Только простились – и начался дождь.
Может быть, просто, совпало.


.
.

* * *
Так и жили, то и пели –
выходило невпопад.
Оглянуться не успели,
чтоб оплакать дивный град.

Нам теперь ли верить в чудо
с пустотою вместо глаз?!
Ночью скорая к кому-то
приезжала и не раз.

Кто-то громко хлопнул дверью
иль тихонько притворил.
Я себе уже не верю,
что бы там ни говорил,

как бы там ни делал ручкой
и единственным крылом…
Время – лекарь-недоучка,
костоправ и костолом.

2014


.
.
***
Свален в кучу грязный лёд.
Оживленье голых веток.
Но зима ещё тряхнёт
стариною напоследок.

Показательное для
нас устроит выступленье,
острым лезвием скользя,
оставляя свет и тени.

В общем, хитро подмигнёт,
выйдет вон и хлопнет дверью.
Ёкнет сердце, сдрыснет кот,
втянут головы деревья.

Это лишь вначале – шок,
он пройдёт довольно быстро.
Только мартовский снежок,
словно затяжной прыжок,
жизнь и смерть парашютиста.


.
.
***
Как в первый раз – да будет свет!
Земля и небо, дом с трубою
и ты, и я, и мы с тобою,
Ну, со свиданьицем!
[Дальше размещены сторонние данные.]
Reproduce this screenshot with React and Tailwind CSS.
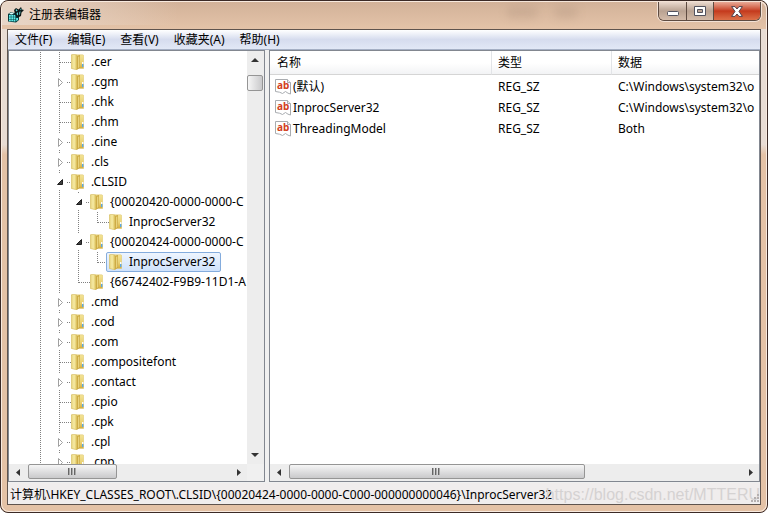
import React from 'react';

const treeItems = [
    { label: '.cer', cells: ['line', 'tee'] },
    { label: '.cgm', cells: ['line', 'closed'] },
    { label: '.chk', cells: ['line', 'tee'] },
    { label: '.chm', cells: ['line', 'tee'] },
    { label: '.cine', cells: ['line', 'closed'] },
    { label: '.cls', cells: ['line', 'closed'] },
    { label: '.CLSID', cells: ['line', 'open'] },
    { label: '{00020420-0000-0000-C', cells: ['line', 'line', 'open'] },
    { label: 'InprocServer32', cells: ['line', 'line', 'line', 'end'] },
    { label: '{00020424-0000-0000-C', cells: ['line', 'line', 'open'] },
    { label: 'InprocServer32', cells: ['line', 'line', 'line', 'end'], selected: true },
    { label: '{66742402-F9B9-11D1-A', cells: ['line', 'line', 'end'] },
    { label: '.cmd', cells: ['line', 'closed'] },
    { label: '.cod', cells: ['line', 'closed'] },
    { label: '.com', cells: ['line', 'closed'] },
    { label: '.compositefont', cells: ['line', 'tee'] },
    { label: '.contact', cells: ['line', 'closed'] },
    { label: '.cpio', cells: ['line', 'tee'] },
    { label: '.cpk', cells: ['line', 'tee'] },
    { label: '.cpl', cells: ['line', 'closed'] },
    { label: '.cpp', cells: ['line', 'closed'] },
];

const values = [
    { name: '(默认)', type: 'REG_SZ', data: 'C:\\Windows\\system32\\o' },
    { name: 'InprocServer32', type: 'REG_SZ', data: 'C:\\Windows\\system32\\o' },
    { name: 'ThreadingModel', type: 'REG_SZ', data: 'Both' },
];

const menus = ['文件(F)', '编辑(E)', '查看(V)', '收藏夹(A)', '帮助(H)'];

// Dotted guide line and expander for one level of the tree
const GuideCell = ({ kind }) => {
    const expander = kind === 'open' || kind === 'closed';

    return (
        <svg width="19" height="20" className="shrink-0 overflow-visible" shapeRendering="crispEdges" aria-hidden="true">
            <g stroke="#808080" strokeDasharray="1 1">
                {(kind === 'line' || kind === 'tee') && <path d="M9.5 0V20" />}
                {kind === 'end' && <path d="M9.5 0V11" />}
                {(kind === 'tee' || kind === 'end') && <path d="M10 10.5H21" />}
                {expander && <path d="M9.5 0V1M9.5 18V20M17 10.5H21" />}
            </g>
            {kind === 'closed' && (
                <path d="M8.5 6.5V14.5L12.5 10.5Z" fill="#fff" stroke="#a0a0a0" shapeRendering="auto" />
            )}
            {kind === 'open' && (
                <path d="M12.5 7.5V12.5H7.5Z" fill="#404040" stroke="#202020" shapeRendering="auto" />
            )}
        </svg>
    );
};

const FolderIcon = () => (
    <svg width="13" height="16" viewBox="0 0 13 16" className="shrink-0" aria-hidden="true">
        <defs>
            <linearGradient id="folderFront" x1="0" x2="1" y1="0" y2="0">
                <stop offset="0" stopColor="#e6d27a" />
                <stop offset="0.5" stopColor="#f6eba6" />
                <stop offset="1" stopColor="#dcc058" />
            </linearGradient>
            <linearGradient id="folderBack" x1="0" x2="0" y1="0" y2="1">
                <stop offset="0" stopColor="#f3e496" />
                <stop offset="0.6" stopColor="#e9d071" />
                <stop offset="1" stopColor="#d2aa3c" />
            </linearGradient>
        </defs>
        <path d="M5 .8H11.7Q12.7 .8 12.7 2V14.4H5Z" fill="url(#folderBack)" stroke="#dcc46c" strokeWidth=".5" />
        <path d="M5.5 2L9 1V13.6L6.5 15.6H5Z" fill="#caa63e" />
        <path d="M7 2.8L8.4 2.2V13L7 14.2Z" fill="#e8d27c" />
        <path d="M.3 1.2Q.3 .5 1.2 .5H4.4Q6 .8 6 2.2V15.7L4.5 15.5L.3 14.4Z" fill="url(#folderFront)" stroke="#d3b95c" strokeWidth=".6" />
        <rect x="11" y="8" width="1.4" height="2" fill="#f8fbff" />
        <rect x="11" y="10" width="1.4" height="3" fill="#5aa9e6" />
    </svg>
);

const StringIcon = () => (
    <svg width="16" height="16" viewBox="0 0 16 16" className="shrink-0" aria-hidden="true">
        <path d="M.5 .5H12.5L15.5 3.5V15L13 14.2L10.5 12.5L7.5 14.5L4.5 13.2L.5 12.5Z" fill="#fff" stroke="#a9acb0" />
        <path d="M12.5 .5V3.5H15.5" fill="#eee" stroke="#a9acb0" />
        <text x="2" y="10" fontFamily="Noto Sans" fontWeight="700" fontSize="10" fill="#d2401c">ab</text>
    </svg>
);

const RegistryIcon = () => (
    <svg width="16" height="16" viewBox="0 0 16 16" aria-hidden="true">
        <path d="M0 7L3 5L6 6L8 5L11 7V13L8 15.5L0 14.5Z" fill="#063a3d" />
        <path d="M3 5.5L6 6L4 7.5L1 7Z" fill="#d8ffff" />
        <path d="M1 8H2.8V9.8H1ZM3.3 8H5.1V9.8H3.3ZM5.6 8H7.4V9.8H5.6ZM1 10.3H2.8V12.1H1ZM3.3 10.3H5.1V12.1H3.3ZM5.6 10.3H7.4V12.1H5.6ZM1 12.6H2.8V14.2H1ZM3.3 12.6H5.1V14.3H3.3ZM5.6 12.6H7.4V14.5H5.6ZM8.2 11H10V13L8.2 14Z" fill="#5ff0ee" />
        <path d="M6 3L8 1L10.5 2.5L13 0L14 2.5L16 3L13.5 5.5L13 9L10 10.5L7.5 8.5Z" fill="#0c1718" />
        <path d="M7.5 3L8.5 2.3L9.6 3.6L8.6 4.6ZM8.6 6L10 5.2V8.4L8.8 7.6ZM11.3 5L12.5 4.2L12 7.6L11.2 8ZM12.4 2L13.2 1.4L13.4 2.8L12.4 3.2Z" fill="#5fd8da" />
    </svg>
);

const Arrow = ({ d }) => (
    <svg width="17" height="17" className="shrink-0" aria-hidden="true">
        <path d={d} fill="#333" />
    </svg>
);

const Grip = () => (
    <svg width="9" height="7" shapeRendering="crispEdges" aria-hidden="true">
        <path d="M.5 0V7M3.5 0V7M6.5 0V7" stroke="#666" />
        <path d="M1.5 0V7M4.5 0V7M7.5 0V7" stroke="#aaa" />
    </svg>
);

const HorizontalScrollbar = ({ thumbClass }) => (
    <div className="flex h-[17px] shrink-0 bg-[#ededed]">
        <Arrow d="M11 5V12L7 8.5Z" />
        <div className="min-w-0 flex-1">
            <div className={`flex h-[15px] items-center justify-center rounded-xs border border-[#959595] bg-linear-to-b from-[#f6f6f6] to-[#c9c9cb] ${thumbClass}`}>
                <Grip />
            </div>
        </div>
        <Arrow d="M7 5V12L11 8.5Z" />
    </div>
);

const TreePane = () => (
    <nav aria-label="注册表项" className="flex w-[257px] shrink-0 flex-col border border-[#828790] bg-white">
        <div className="flex min-h-0 flex-1">
            <ul className="min-w-0 flex-1 overflow-hidden pt-px">
                {treeItems.map((item, index) => (
                    <li key={index} className="flex h-5 items-center pl-[22px]">
                        {item.cells.map((kind, level) => (
                            <GuideCell key={level} kind={kind} />
                        ))}
                        <span
                            className={`-ml-px flex h-5 items-center gap-[7px] rounded-xs border pl-[2px] whitespace-nowrap ${
                                item.selected
                                    ? 'border-[#84acdd] bg-linear-to-b from-[#eef5fe] to-[#cfe2fb] pr-[5px]'
                                    : 'border-transparent'
                            }`}
                        >
                            <FolderIcon />
                            {item.label}
                        </span>
                    </li>
                ))}
            </ul>
            <div className="flex w-[17px] shrink-0 flex-col bg-[#ededed]">
                <Arrow d="M4 11H12L8 7Z" />
                <div className="flex-1 pt-[7px]">
                    <div className="h-4 w-4 rounded-xs border border-[#959595] bg-linear-to-r from-[#f6f6f6] to-[#c9c9cb]" />
                </div>
                <Arrow d="M4 6H12L8 10Z" />
            </div>
        </div>
        <div className="flex">
            <div className="min-w-0 flex-1">
                <HorizontalScrollbar thumbClass="ml-[2px] w-[89px]" />
            </div>
            <div className="w-[17px] bg-[#f0f0f0]" />
        </div>
    </nav>
);

const ValuesPane = () => (
    <section className="flex min-w-0 flex-1 flex-col border border-[#828790] bg-white">
        <div className="min-h-0 flex-1 overflow-hidden">
            <table className="w-full table-fixed border-separate border-spacing-0 text-left whitespace-nowrap">
                <thead>
                    <tr className="h-6 bg-linear-to-b from-white from-50% to-[#f1f2f4]">
                        <th className="w-[222px] border-r border-b border-r-[#e2e4e7] border-b-[#d5d5d5] pl-[7px] font-normal">名称</th>
                        <th className="w-[120px] border-r border-b border-r-[#e2e4e7] border-b-[#d5d5d5] pl-[6px] font-normal">类型</th>
                        <th className="border-b border-b-[#d5d5d5] pl-[6px] font-normal">数据</th>
                    </tr>
                </thead>
                <tbody className="before:block before:h-px">
                    {values.map((value) => (
                        <tr key={value.name} className="h-[21px]">
                            <td className="pl-[5px]">
                                <span className="flex items-center gap-[2px]">
                                    <StringIcon />
                                    {value.name}
                                </span>
                            </td>
                            <td className="pl-[6px]">{value.type}</td>
                            <td className="overflow-hidden pl-[6px]">{value.data}</td>
                        </tr>
                    ))}
                </tbody>
            </table>
        </div>
        <HorizontalScrollbar thumbClass="ml-[2px] w-[65%]" />
    </section>
);

const WindowButtons = () => (
    <div className="flex h-[19px] overflow-hidden rounded-b-md border border-t-0 border-[#5e4b41] shadow-[0_0_0_1px_#f3e2d6]">
        <button type="button" aria-label="最小化" className="flex w-7 items-center justify-center border-r border-[#5e4b41] bg-linear-to-b from-[#ead9ce] via-[#b9a292] to-[#d3bba9]">
            <svg width="12" height="12">
                <rect x=".5" y="6.5" width="11" height="4" rx="1" fill="#fff" stroke="#52525e" />
            </svg>
        </button>
        <button type="button" aria-label="最大化" className="flex w-[27px] items-center justify-center border-r border-[#5e4b41] bg-linear-to-b from-[#ead9ce] via-[#b9a292] to-[#d3bba9]">
            <svg width="12" height="10">
                <path d="M.5 .5H11.5V9.5H.5ZM3.5 3.5V6.5H8.5V3.5Z" fill="#fff" fillRule="evenodd" stroke="#52525e" />
            </svg>
        </button>
        <button type="button" aria-label="关闭" className="flex w-[46px] items-center justify-center bg-linear-to-b from-[#e8a996] via-[#c4391c] to-[#dc7048]">
            <svg width="12" height="11" viewBox="0 0 12 11">
                <path d="M.6 .6H4L6 3L8 .6H11.4L8 5.4L11.4 10.4H8L6 8L4 10.4H.6L4 5.4Z" fill="#fff" stroke="#52404a" />
            </svg>
        </button>
    </div>
);

// Blurred shapes of the window behind the glass title bar
const GlassSmudges = () => (
    <div className="flex items-start gap-4 pt-1" aria-hidden="true">
        <div className="h-3 w-8 rounded-full bg-[#b79a84] opacity-40 blur-xs" />
        <div className="h-3 w-6 rounded-full bg-[#b79a84] opacity-40 blur-xs" />
    </div>
);

const App = () => (
    <div className="flex h-screen flex-col overflow-hidden rounded-lg border border-[#3b2a26] bg-[#e4c2a6] font-['Noto_Sans','Noto_Sans_CJK_SC',sans-serif] text-xs text-black">
        <div className="flex min-h-0 flex-1 flex-col rounded-lg border border-[#f8eadf] bg-linear-to-b from-[#e8dcd4] from-28% to-[#e4c2a6] to-30% px-[5px] pb-[6px]">
            <header className="-mx-[5px] flex h-[27px] shrink-0 items-start rounded-t-lg bg-linear-to-b from-[#d2b299] to-[#e4c3a8] pr-[5px]">
                <h1 className="flex flex-1 items-center gap-[5px] bg-linear-to-r from-[#e8d6c8] to-transparent to-35% pt-[3px] pl-[6px] leading-5">
                    <RegistryIcon />
                    注册表编辑器
                </h1>
                <div className="mr-20">
                    <GlassSmudges />
                </div>
                <WindowButtons />
            </header>
            <main className="flex min-h-0 flex-1 flex-col border border-[#5f544e] bg-[#f0f0f0]">
                <div className="flex h-5 shrink-0 items-center gap-px border-b border-[#a5afc4] bg-linear-to-b from-white via-[#d6dcee] to-[#e2e8f6]">
                    {menus.map((menu) => (
                        <button key={menu} type="button" className="px-[7px] whitespace-nowrap">
                            {menu}
                        </button>
                    ))}
                </div>
                <div className="flex min-h-0 flex-1 gap-1">
                    <TreePane />
                    <ValuesPane />
                </div>
                <footer className="relative mt-px flex h-[21px] shrink-0 items-center overflow-hidden bg-[#f0eded] pt-[2px] pl-[2px]">
                    计算机\HKEY_CLASSES_ROOT\.CLSID\&#123;00020424-0000-0000-C000-000000000046&#125;\InprocServer32
                    <span className="absolute right-0 font-['Liberation_Sans',sans-serif] text-base text-[#d5d2d2]">
                        https://blog.csdn.net/MTTERU
                    </span>
                    <svg width="9" height="9" className="absolute right-px bottom-px" shapeRendering="crispEdges" aria-hidden="true">
                        <path d="M7 0H9V2H7ZM7 3H9V5H7ZM4 3H6V5H4ZM7 6H9V8H7ZM4 6H6V8H4ZM1 6H3V8H1Z" fill="#b5b0b0" />
                    </svg>
                </footer>
            </main>
        </div>
    </div>
);

export default App;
Привет!

Я знаю, всё – из пустоты.
И дождь, и заросли крапивы,
и я, конечно же, и ты
зеленоглазый и счастливый.

Мы здесь с тобою навсегда,
чтоб вечно помнить эти песни.
Твои года, мои года.
Замри, мой друг, умри, воскресни.

И ты опять увидишь свет,
опять услышишь на опушке
не то припев, не то куплет
беспечной песенки кукушки.


.
.

* * *
Как будто чёрно-белый сон:
мать ставит выварку на печку,
выносит банки на балкон,
потом перебирает гречку.
Квартиру заполняет пар.
По телевизору помехи.
А во дворе на тротуар
со стуком падают орехи.

И всё в какой-то странной дымке:
дома, фонтаны-невидимки,
и старый ЗАГС, и дверь с кольцом.
Там разводились мать с отцом.
Меня, заплаканного внука,
держала бабушка за руку.
Была хорошая погода,
а мне всего четыре года.

Но это, кажется, не я.
Местами память, как обуза.
У самого давно семья
и собутыльники-друзья.
Пойдёшь курить — захватишь мусор.

Захватишь всё. Начнёшь с конца.
Обнимешь друга без ответа.
Помянем бабушку, отца…
Лицом к лицу, но нет лица..,
и мне привиделось всё это.


.
.
***
Для любителей ремейков
гонишь свой велосипед.
В бардачке звенит семейка,
а семьи давно уж нет.

Нет ни радости, ни горя,
но ещё блестит слеза.
Жизнь огромная, как море,
переполнила глаза.

А на береге – русалки
в суете своих сует.
С низким верхом раздевалки
в синий выкрашены цвет.

За девчонками с пригорка
подсекают пацаны.
Наливай скорее с горкой.
Лишь бы не было войны.

Лишь бы пенились чернила,
продолжая наш рассказ.
Лишь бы всё на свете было –
пусть уже не будет нас.


.
.
***
Подбирал бы с утра и до ночи слова,
отдавая всё время высокому слогу.
Но опять во дворе облетела листва,
и орех раскололся, упав на дорогу.

На окне пыльный кактус и заспанный кот.
Запах жареной рыбы на лестничной клетке.
И сосед встрепенулся, втянувши живот,
лишь завидя длиннющие ноги соседки.

А другого ругает жена – идиот,
пропил деньги, откуда-то чучело птицы
приволок. А зачем? Он плечами пожмёт.
Да на всякий пожарный, а вдруг пригодится.

Я и сам не пойму этот антисюжет –
у ларька голубей, облепивших перила,
на пивнушке записку – ушла на обет.
Не поверишь, вот так и написано было.